Set down each line of the data below exactly as it stands, dropping the pictures.

▶ Collected data:
start
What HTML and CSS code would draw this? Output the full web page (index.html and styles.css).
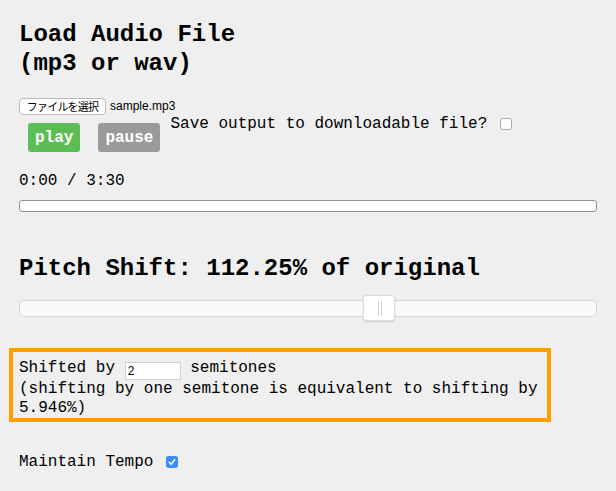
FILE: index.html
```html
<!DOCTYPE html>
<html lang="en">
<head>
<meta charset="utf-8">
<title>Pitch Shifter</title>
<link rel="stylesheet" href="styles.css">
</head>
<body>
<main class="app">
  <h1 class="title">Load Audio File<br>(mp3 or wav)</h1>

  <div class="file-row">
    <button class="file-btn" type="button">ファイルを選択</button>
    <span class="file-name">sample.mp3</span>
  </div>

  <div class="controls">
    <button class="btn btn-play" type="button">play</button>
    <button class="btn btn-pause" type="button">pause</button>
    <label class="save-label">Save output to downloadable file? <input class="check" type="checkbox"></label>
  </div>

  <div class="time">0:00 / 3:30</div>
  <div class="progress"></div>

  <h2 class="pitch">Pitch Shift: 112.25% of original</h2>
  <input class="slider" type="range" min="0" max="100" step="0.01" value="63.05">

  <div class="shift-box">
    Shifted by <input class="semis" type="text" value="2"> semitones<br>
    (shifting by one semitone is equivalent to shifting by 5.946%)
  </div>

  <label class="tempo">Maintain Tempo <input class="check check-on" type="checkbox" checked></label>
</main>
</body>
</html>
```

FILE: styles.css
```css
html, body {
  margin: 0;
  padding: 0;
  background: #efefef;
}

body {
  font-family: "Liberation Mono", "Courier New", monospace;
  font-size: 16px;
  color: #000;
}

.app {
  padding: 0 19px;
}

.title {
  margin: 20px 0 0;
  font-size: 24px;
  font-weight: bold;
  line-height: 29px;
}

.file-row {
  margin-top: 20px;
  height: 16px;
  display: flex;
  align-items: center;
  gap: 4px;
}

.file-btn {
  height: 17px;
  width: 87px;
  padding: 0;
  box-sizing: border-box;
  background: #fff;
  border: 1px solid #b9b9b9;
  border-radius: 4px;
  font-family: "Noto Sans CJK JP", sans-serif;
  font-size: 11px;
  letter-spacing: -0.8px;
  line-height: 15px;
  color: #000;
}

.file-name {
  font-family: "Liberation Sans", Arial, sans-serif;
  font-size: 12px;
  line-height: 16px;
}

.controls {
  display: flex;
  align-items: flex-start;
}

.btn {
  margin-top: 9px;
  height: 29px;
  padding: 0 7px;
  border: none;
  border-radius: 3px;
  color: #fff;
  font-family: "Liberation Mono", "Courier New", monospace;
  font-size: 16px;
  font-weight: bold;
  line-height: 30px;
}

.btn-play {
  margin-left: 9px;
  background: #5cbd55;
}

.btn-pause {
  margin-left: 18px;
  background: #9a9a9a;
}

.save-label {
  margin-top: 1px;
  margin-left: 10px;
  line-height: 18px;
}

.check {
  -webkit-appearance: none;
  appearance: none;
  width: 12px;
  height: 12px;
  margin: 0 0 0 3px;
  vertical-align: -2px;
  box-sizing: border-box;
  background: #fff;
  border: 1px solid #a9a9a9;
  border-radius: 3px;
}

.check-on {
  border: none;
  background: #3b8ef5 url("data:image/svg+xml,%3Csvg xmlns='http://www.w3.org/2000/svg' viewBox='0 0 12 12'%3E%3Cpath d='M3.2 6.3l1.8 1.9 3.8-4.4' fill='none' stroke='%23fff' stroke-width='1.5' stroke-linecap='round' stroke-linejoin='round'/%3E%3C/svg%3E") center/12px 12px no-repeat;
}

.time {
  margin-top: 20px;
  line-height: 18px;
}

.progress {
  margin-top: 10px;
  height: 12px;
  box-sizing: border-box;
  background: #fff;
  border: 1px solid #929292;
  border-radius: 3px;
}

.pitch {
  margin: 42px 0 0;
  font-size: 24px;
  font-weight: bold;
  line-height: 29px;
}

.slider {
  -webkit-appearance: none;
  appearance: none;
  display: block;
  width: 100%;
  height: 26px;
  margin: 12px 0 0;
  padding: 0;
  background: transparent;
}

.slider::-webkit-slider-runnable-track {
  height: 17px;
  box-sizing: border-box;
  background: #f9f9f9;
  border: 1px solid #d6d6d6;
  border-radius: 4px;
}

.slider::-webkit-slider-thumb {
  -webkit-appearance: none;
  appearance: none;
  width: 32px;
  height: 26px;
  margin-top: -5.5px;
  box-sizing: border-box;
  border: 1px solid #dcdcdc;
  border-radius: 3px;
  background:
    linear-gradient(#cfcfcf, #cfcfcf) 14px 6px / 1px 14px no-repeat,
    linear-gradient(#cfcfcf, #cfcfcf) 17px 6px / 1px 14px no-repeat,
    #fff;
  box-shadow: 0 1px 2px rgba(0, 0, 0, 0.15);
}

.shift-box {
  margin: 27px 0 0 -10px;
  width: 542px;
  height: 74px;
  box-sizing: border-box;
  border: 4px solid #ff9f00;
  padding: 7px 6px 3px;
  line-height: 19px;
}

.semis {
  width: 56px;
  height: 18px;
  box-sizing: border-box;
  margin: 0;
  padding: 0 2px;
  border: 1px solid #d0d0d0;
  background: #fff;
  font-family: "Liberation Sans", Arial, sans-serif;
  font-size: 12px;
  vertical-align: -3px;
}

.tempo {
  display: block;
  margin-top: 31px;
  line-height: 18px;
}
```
end
▶ Finished exercise:
What HTML and CSS code would draw this? Output the full web page (index.html and styles.css).
FILE: index.html
```html
<!DOCTYPE html>
<html lang="en">
<head>
<meta charset="utf-8">
<title>Pitch Shifter</title>
<link rel="stylesheet" href="styles.css">
</head>
<body>
<main class="app">
  <h1 class="title">Load Audio File<br>(mp3 or wav)</h1>

  <div class="file-row">
    <button class="file-btn" type="button">ファイルを選択</button>
    <span class="file-name">sample.mp3</span>
  </div>

  <div class="controls">
    <button class="btn btn-play" type="button">play</button>
    <button class="btn btn-pause" type="button">pause</button>
    <label class="save-label">Save output to downloadable file? <input class="check" type="checkbox"></label>
  </div>

  <div class="time">0:00 / 3:30</div>
  <div class="progress"></div>

  <h2 class="pitch">Pitch Shift: 112.25% of original</h2>
  <input class="slider" type="range" min="0" max="100" step="0.01" value="63.05">

  <div class="shift-box">
    Shifted by <input class="semis" type="text" value="2"> semitones<br>
    (shifting by one semitone is equivalent to shifting by 5.946%)
  </div>

  <label class="tempo">Maintain Tempo <input class="check check-on" type="checkbox" checked></label>
</main>
</body>
</html>
```

FILE: styles.css
```css
html, body {
  margin: 0;
  padding: 0;
  background: #efefef;
}

body {
  font-family: "Liberation Mono", "Courier New", monospace;
  font-size: 16px;
  color: #000;
}

.app {
  padding: 0 19px;
}

.title {
  margin: 20px 0 0;
  font-size: 24px;
  font-weight: bold;
  line-height: 29px;
}

.file-row {
  margin-top: 20px;
  height: 16px;
  display: flex;
  align-items: center;
  gap: 4px;
}

.file-btn {
  height: 17px;
  width: 87px;
  padding: 0;
  box-sizing: border-box;
  background: #fff;
  border: 1px solid #b9b9b9;
  border-radius: 4px;
  font-family: "Noto Sans CJK JP", sans-serif;
  font-size: 11px;
  letter-spacing: -0.8px;
  line-height: 15px;
  color: #000;
}

.file-name {
  font-family: "Liberation Sans", Arial, sans-serif;
  font-size: 12px;
  line-height: 16px;
}

.controls {
  display: flex;
  align-items: flex-start;
}

.btn {
  margin-top: 9px;
  height: 29px;
  padding: 0 7px;
  border: none;
  border-radius: 3px;
  color: #fff;
  font-family: "Liberation Mono", "Courier New", monospace;
  font-size: 16px;
  font-weight: bold;
  line-height: 30px;
}

.btn-play {
  margin-left: 9px;
  background: #5cbd55;
}

.btn-pause {
  margin-left: 18px;
  background: #9a9a9a;
}

.save-label {
  margin-top: 1px;
  margin-left: 10px;
  line-height: 18px;
}

.check {
  -webkit-appearance: none;
  appearance: none;
  width: 12px;
  height: 12px;
  margin: 0 0 0 3px;
  vertical-align: -2px;
  box-sizing: border-box;
  background: #fff;
  border: 1px solid #a9a9a9;
  border-radius: 3px;
}

.check-on {
  border: none;
  background: #3b8ef5 url("data:image/svg+xml,%3Csvg xmlns='http://www.w3.org/2000/svg' viewBox='0 0 12 12'%3E%3Cpath d='M3.2 6.3l1.8 1.9 3.8-4.4' fill='none' stroke='%23fff' stroke-width='1.5' stroke-linecap='round' stroke-linejoin='round'/%3E%3C/svg%3E") center/12px 12px no-repeat;
}

.time {
  margin-top: 20px;
  line-height: 18px;
}

.progress {
  margin-top: 10px;
  height: 12px;
  box-sizing: border-box;
  background: #fff;
  border: 1px solid #929292;
  border-radius: 3px;
}

.pitch {
  margin: 42px 0 0;
  font-size: 24px;
  font-weight: bold;
  line-height: 29px;
}

.slider {
  -webkit-appearance: none;
  appearance: none;
  display: block;
  width: 100%;
  height: 26px;
  margin: 12px 0 0;
  padding: 0;
  background: transparent;
}

.slider::-webkit-slider-runnable-track {
  height: 17px;
  box-sizing: border-box;
  background: #f9f9f9;
  border: 1px solid #d6d6d6;
  border-radius: 4px;
}

.slider::-webkit-slider-thumb {
  -webkit-appearance: none;
  appearance: none;
  width: 32px;
  height: 26px;
  margin-top: -5.5px;
  box-sizing: border-box;
  border: 1px solid #dcdcdc;
  border-radius: 3px;
  background:
    linear-gradient(#cfcfcf, #cfcfcf) 14px 6px / 1px 14px no-repeat,
    linear-gradient(#cfcfcf, #cfcfcf) 17px 6px / 1px 14px no-repeat,
    #fff;
  box-shadow: 0 1px 2px rgba(0, 0, 0, 0.15);
}

.shift-box {
  margin: 27px 0 0 -10px;
  width: 542px;
  height: 74px;
  box-sizing: border-box;
  border: 4px solid #ff9f00;
  padding: 7px 6px 3px;
  line-height: 19px;
}

.semis {
  width: 56px;
  height: 18px;
  box-sizing: border-box;
  margin: 0;
  padding: 0 2px;
  border: 1px solid #d0d0d0;
  background: #fff;
  font-family: "Liberation Sans", Arial, sans-serif;
  font-size: 12px;
  vertical-align: -3px;
}

.tempo {
  display: block;
  margin-top: 31px;
  line-height: 18px;
}
```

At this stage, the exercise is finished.